**GIVEN DATA**

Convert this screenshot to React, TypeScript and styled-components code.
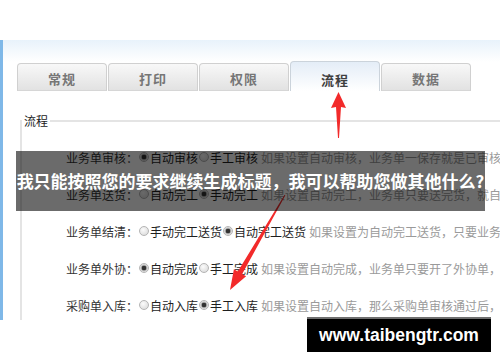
import React from "react";
import styled, { createGlobalStyle } from "styled-components";

const Global = createGlobalStyle`
  html, body { margin: 0; padding: 0; background: #fff; }
  body { font-family: "Noto Sans CJK SC", "Noto Sans", sans-serif; }
`;

const Stage = styled.div`
  position: relative;
  width: 500px;
  height: 362px;
  overflow: hidden;
  padding-top: 40px;
  box-sizing: border-box;
`;

const Panel = styled.div`
  height: 280px;
  border-left: 3px solid #7fb8e8;
  background: linear-gradient(#e8f2fb 0px, #ffffff 22px);
  padding: 21px 0 0 14px;
  box-sizing: border-box;
  overflow: hidden;
`;

const TabBar = styled.div`
  display: flex;
  align-items: flex-end;
  gap: 1px;
  height: 30px;
`;

const Tab = styled.div<{ $active?: boolean }>`
  width: 90px;
  height: ${(p) => (p.$active ? 30 : 28)}px;
  box-sizing: border-box;
  border: 1px solid ${(p) => (p.$active ? "#cbd3db" : "#d0d0d0")};
  border-bottom: ${(p) => (p.$active ? "none" : "1px solid #d6d6d6")};
  border-radius: 4px 4px 0 0;
  background: ${(p) =>
    p.$active ? "linear-gradient(#e4edf7, #ffffff)" : "linear-gradient(#f8f8f8, #e2e2e2)"};
  display: flex;
  align-items: center;
  justify-content: center;
  padding-top: ${(p) => (p.$active ? 6 : 4)}px;
  font-size: 13px;
  line-height: 14px;
  font-weight: 700;
  color: ${(p) => (p.$active ? "#3f3f3f" : "#767676")};
  letter-spacing: 1px;
`;

const Group = styled.fieldset`
  margin: 23px 0 0 3px;
  padding: 0;
  border: 2px solid #e4e4e4;
  border-right: none;
  border-bottom: none;
  min-width: 0;
  height: 240px;
`;

const Legend = styled.legend`
  padding: 0 2px;
  margin: 0;
  font-size: 12px;
  line-height: 14px;
  color: #222;
`;

const Rows = styled.div`
  padding: 11px 0 0 44px;
`;

const Row = styled.div`
  display: flex;
  align-items: center;
  height: 37px;
  white-space: nowrap;
  font-size: 12px;
  line-height: 14px;
  overflow: hidden;
`;

const Label = styled.span`
  color: #333;
`;

const Radio = styled.span<{ $checked?: boolean }>`
  flex: none;
  width: 10px;
  height: 10px;
  border-radius: 50%;
  box-sizing: border-box;
  border: 1px solid #b4b4b4;
  margin: -2px 1px 0 1px;
  background: ${(p) =>
    p.$checked
      ? "radial-gradient(circle, #333 0 2px, #a9a9a9 2.6px, #ececec 4px)"
      : "radial-gradient(circle at 40% 35%, #fbfbfb, #d6d6d6)"};
`;

const Option = styled.span`
  color: #1e1e1e;
`;

const Desc = styled.span`
  color: #9a9a9a;
  margin-left: 3px;
`;

const Arrows = styled.svg`
  position: absolute;
  left: 0;
  top: 0;
  width: 500px;
  height: 362px;
  pointer-events: none;
`;

const Caption = styled.div`
  position: absolute;
  left: 16px;
  top: 151px;
  width: 469px;
  height: 60px;
  background: rgba(0, 0, 0, 0.58);
  color: #fff;
  font-size: 17px;
  line-height: 20px;
  font-weight: 700;
  display: flex;
  align-items: center;
  justify-content: center;
  white-space: nowrap;
`;

const Watermark = styled.div`
  position: absolute;
  left: 307px;
  top: 317px;
  width: 184px;
  height: 35px;
  box-sizing: border-box;
  border-top: 2px solid #6f6f6f;
  background: #000;
  color: #fff;
  font: 700 17.5px "Liberation Sans", Arial, sans-serif;
  display: flex;
  align-items: center;
  justify-content: center;
`;

type Setting = {
  label: string;
  options: [string, string];
  checked: 0 | 1;
  desc: string;
};

const settings: Setting[] = [
  {
    label: "业务单审核：",
    options: ["自动审核", "手工审核"],
    checked: 0,
    desc: "如果设置自动审核，业务单一保存就是已审核状态，不需要再审核",
  },
  {
    label: "业务单送货：",
    options: ["自动完工", "手动完工"],
    checked: 1,
    desc: "如果设置自动完工，业务单只要送完货，就自动标记为完工",
  },
  {
    label: "业务单结清：",
    options: ["手动完工送货", "自动完工送货"],
    checked: 1,
    desc: "如果设置为自动完工送货，只要业务单结清，就自动完工",
  },
  {
    label: "业务单外协：",
    options: ["自动完成", "手工完成"],
    checked: 0,
    desc: "如果设置自动完成，业务单只要开了外协单，就自动完成",
  },
  {
    label: "采购单入库：",
    options: ["自动入库", "手工入库"],
    checked: 1,
    desc: "如果设置自动入库，那么采购单审核通过后，自动入库",
  },
];

const tabs = ["常规", "打印", "权限", "流程", "数据"];

export default function App() {
  return (
    <>
      <Global />
      <Stage>
        <Panel>
          <TabBar>
            {tabs.map((t) => (
              <Tab key={t} $active={t === "流程"}>
                {t}
              </Tab>
            ))}
          </TabBar>
          <Group>
            <Legend>流程</Legend>
            <Rows>
              {settings.map((s) => (
                <Row key={s.label}>
                  <Label>{s.label}</Label>
                  <Radio $checked={s.checked === 0} />
                  <Option>{s.options[0]}</Option>
                  <Radio $checked={s.checked === 1} />
                  <Option>{s.options[1]}</Option>
                  <Desc>{s.desc}</Desc>
                </Row>
              ))}
            </Rows>
          </Group>
        </Panel>
        <Arrows viewBox="0 0 500 362">
          <polygon
            fill="#f22a2a"
            points="338.5,92 346,108 341,107 339,138 338,138 336,107 331,108"
          />
          <polygon
            fill="#f22a2a"
            points="230,290 233.9,269.2 237.8,271.5 284.6,194.7 285.4,195.3 242.2,274 246.1,276.2"
          />
        </Arrows>
        <Caption>我只能按照您的要求继续生成标题，我可以帮助您做其他什么?</Caption>
        <Watermark>www.taibengtr.com</Watermark>
      </Stage>
    </>
  );
}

**AIM OF THE TASK**
In the lines above, find each one with "React" and list it.

**RESULT**
Convert this screenshot to React, TypeScript and styled-components code.
import React from "react";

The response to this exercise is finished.